MATERIAL PROVIDED:
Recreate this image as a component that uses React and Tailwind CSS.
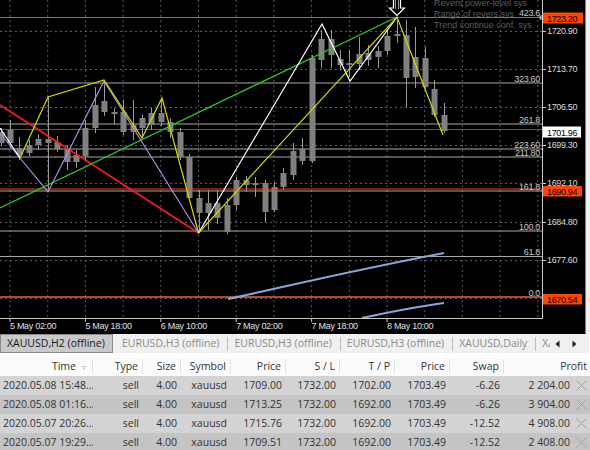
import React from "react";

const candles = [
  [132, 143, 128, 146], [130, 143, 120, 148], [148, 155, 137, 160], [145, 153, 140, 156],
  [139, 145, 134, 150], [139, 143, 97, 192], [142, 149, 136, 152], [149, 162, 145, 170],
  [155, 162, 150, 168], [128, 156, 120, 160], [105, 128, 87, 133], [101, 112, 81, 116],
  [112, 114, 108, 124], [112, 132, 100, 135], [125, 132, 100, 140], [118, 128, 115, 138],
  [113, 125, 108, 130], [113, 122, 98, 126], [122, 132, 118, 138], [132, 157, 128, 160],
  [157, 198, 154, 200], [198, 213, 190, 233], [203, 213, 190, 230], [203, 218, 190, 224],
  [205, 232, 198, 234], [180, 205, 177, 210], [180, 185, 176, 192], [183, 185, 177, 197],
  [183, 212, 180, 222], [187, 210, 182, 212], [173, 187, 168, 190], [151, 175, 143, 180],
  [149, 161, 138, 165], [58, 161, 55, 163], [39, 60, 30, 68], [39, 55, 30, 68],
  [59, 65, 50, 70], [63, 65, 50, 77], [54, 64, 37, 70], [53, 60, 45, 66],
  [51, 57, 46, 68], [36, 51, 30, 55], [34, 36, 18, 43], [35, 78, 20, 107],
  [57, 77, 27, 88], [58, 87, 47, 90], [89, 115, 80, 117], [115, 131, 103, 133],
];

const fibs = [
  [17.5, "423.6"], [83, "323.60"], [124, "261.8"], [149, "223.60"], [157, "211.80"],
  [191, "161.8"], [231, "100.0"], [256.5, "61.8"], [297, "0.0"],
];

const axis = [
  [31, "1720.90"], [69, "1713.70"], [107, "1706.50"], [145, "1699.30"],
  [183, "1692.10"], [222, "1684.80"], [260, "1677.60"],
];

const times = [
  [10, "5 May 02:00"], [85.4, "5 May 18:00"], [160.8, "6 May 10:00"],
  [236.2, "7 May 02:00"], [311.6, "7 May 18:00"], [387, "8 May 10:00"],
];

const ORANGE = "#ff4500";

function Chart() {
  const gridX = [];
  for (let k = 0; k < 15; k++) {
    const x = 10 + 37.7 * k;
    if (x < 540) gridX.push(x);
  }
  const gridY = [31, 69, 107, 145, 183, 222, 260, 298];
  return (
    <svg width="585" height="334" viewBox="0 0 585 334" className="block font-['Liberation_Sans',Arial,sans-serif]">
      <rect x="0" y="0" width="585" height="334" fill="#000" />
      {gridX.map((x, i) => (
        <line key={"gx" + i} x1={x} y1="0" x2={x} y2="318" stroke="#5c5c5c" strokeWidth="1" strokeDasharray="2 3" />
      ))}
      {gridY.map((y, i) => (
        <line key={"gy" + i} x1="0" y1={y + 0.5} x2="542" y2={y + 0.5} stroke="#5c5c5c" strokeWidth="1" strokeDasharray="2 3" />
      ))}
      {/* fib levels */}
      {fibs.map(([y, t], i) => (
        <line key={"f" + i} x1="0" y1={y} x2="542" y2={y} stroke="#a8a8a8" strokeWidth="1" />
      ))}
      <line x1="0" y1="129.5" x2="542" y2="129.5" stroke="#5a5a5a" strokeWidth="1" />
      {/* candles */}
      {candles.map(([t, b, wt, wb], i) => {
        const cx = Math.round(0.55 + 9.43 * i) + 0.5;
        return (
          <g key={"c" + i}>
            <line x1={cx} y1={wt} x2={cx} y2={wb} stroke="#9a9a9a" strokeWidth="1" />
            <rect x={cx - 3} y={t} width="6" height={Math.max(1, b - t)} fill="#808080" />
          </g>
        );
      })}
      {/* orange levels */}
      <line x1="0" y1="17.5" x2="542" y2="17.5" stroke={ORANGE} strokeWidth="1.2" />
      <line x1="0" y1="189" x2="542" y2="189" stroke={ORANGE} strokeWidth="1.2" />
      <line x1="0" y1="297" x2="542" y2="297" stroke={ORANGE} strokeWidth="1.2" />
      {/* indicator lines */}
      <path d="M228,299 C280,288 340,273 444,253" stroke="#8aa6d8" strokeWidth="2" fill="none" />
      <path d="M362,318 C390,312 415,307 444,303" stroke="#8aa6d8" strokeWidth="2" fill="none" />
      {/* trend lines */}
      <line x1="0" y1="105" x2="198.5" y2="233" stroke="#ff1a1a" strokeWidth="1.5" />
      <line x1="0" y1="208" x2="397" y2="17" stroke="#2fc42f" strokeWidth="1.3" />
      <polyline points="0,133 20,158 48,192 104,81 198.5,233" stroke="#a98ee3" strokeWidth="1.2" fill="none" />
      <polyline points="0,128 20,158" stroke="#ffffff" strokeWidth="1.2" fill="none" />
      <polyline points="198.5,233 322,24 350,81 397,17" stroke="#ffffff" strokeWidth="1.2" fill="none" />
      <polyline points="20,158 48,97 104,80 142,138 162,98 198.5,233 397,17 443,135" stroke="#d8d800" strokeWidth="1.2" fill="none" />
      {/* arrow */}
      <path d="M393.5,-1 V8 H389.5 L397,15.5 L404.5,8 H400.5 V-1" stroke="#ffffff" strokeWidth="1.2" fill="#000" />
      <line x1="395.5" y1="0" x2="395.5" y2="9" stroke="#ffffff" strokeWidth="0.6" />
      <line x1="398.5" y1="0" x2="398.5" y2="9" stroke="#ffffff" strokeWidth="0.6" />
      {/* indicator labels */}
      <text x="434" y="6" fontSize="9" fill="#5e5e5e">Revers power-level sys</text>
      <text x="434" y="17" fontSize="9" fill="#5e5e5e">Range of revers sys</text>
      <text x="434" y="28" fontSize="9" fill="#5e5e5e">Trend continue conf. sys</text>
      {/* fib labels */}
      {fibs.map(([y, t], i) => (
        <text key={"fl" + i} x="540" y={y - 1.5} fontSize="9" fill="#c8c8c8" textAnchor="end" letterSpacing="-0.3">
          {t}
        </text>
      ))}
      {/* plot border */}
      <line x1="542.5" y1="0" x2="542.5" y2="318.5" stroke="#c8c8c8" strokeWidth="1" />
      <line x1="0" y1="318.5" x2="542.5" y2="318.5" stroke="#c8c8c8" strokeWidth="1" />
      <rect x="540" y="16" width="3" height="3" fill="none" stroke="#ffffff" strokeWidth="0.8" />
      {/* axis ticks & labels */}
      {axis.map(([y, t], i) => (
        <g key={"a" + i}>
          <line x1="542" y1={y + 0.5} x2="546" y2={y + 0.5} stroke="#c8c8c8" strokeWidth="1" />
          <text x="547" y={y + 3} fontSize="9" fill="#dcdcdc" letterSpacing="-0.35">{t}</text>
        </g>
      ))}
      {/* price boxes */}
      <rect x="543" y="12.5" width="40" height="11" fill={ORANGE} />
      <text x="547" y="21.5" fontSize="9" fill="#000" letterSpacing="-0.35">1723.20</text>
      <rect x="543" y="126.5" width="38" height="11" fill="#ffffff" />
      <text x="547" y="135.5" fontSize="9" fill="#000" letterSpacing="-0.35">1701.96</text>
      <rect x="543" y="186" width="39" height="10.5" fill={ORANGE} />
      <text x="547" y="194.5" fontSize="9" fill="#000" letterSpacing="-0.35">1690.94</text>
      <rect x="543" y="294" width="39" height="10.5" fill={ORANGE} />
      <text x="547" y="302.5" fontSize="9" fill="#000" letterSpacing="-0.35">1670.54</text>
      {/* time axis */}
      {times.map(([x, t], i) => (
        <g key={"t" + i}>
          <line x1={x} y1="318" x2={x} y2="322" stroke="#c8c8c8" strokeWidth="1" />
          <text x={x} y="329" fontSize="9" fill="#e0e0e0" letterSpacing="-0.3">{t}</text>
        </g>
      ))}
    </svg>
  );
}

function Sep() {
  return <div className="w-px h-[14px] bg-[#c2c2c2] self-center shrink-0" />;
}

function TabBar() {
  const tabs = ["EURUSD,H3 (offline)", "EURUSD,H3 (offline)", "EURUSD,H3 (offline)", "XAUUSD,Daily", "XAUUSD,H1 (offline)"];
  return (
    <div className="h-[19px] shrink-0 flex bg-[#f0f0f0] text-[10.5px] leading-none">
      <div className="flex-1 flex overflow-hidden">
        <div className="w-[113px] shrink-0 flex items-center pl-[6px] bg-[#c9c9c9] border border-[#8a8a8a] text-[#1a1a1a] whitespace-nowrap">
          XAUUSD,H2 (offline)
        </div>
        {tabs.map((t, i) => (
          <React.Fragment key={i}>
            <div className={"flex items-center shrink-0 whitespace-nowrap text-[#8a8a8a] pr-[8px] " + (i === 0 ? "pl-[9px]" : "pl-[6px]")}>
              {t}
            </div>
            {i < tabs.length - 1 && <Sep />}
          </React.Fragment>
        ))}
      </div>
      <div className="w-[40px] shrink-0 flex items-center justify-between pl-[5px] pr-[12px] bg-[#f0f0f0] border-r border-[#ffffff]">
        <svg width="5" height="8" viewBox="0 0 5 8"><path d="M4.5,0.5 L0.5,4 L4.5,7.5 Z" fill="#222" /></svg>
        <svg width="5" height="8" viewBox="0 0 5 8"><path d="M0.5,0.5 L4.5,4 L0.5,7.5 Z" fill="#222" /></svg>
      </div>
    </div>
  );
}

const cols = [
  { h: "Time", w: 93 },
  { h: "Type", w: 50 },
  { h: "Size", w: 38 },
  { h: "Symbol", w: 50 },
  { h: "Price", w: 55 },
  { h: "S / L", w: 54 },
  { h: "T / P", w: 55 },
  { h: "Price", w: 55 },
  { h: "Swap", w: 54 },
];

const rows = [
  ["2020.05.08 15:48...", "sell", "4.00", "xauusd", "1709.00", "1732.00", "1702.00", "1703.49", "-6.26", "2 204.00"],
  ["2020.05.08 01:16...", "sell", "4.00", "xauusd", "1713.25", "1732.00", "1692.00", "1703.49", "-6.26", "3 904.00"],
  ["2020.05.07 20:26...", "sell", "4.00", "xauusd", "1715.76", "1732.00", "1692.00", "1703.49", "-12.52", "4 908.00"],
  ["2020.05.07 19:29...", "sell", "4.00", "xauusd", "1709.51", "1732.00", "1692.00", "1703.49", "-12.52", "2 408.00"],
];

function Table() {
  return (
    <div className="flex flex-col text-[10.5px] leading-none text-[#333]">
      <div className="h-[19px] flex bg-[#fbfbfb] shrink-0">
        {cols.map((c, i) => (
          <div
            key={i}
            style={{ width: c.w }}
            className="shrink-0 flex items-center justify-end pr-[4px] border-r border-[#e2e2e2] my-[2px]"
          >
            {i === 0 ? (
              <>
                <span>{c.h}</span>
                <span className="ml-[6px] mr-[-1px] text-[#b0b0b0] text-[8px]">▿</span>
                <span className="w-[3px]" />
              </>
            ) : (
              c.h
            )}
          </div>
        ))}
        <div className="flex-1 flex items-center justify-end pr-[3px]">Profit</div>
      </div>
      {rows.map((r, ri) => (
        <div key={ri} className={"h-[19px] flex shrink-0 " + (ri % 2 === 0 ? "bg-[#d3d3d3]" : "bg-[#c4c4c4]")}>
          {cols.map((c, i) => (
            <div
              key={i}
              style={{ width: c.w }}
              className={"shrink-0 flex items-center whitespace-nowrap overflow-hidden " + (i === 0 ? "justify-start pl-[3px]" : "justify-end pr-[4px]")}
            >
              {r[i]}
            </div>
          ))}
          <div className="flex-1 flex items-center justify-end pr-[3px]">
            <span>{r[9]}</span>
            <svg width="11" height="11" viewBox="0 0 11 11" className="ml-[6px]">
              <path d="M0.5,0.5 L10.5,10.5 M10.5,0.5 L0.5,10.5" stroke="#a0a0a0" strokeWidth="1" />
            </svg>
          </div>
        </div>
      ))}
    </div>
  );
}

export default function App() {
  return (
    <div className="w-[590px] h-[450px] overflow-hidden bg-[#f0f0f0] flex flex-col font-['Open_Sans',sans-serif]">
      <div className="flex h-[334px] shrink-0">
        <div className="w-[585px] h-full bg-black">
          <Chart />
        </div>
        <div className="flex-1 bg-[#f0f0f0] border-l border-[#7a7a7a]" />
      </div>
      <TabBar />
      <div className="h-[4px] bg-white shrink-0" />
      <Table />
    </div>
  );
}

TASK TO COMPLETE: Pictures excluded, repeat exactly the lines from the top of the material through the line with "import React from", including both of those lines.

WRITTEN REPLY:
Recreate this image as a component that uses React and Tailwind CSS.
import React from "react";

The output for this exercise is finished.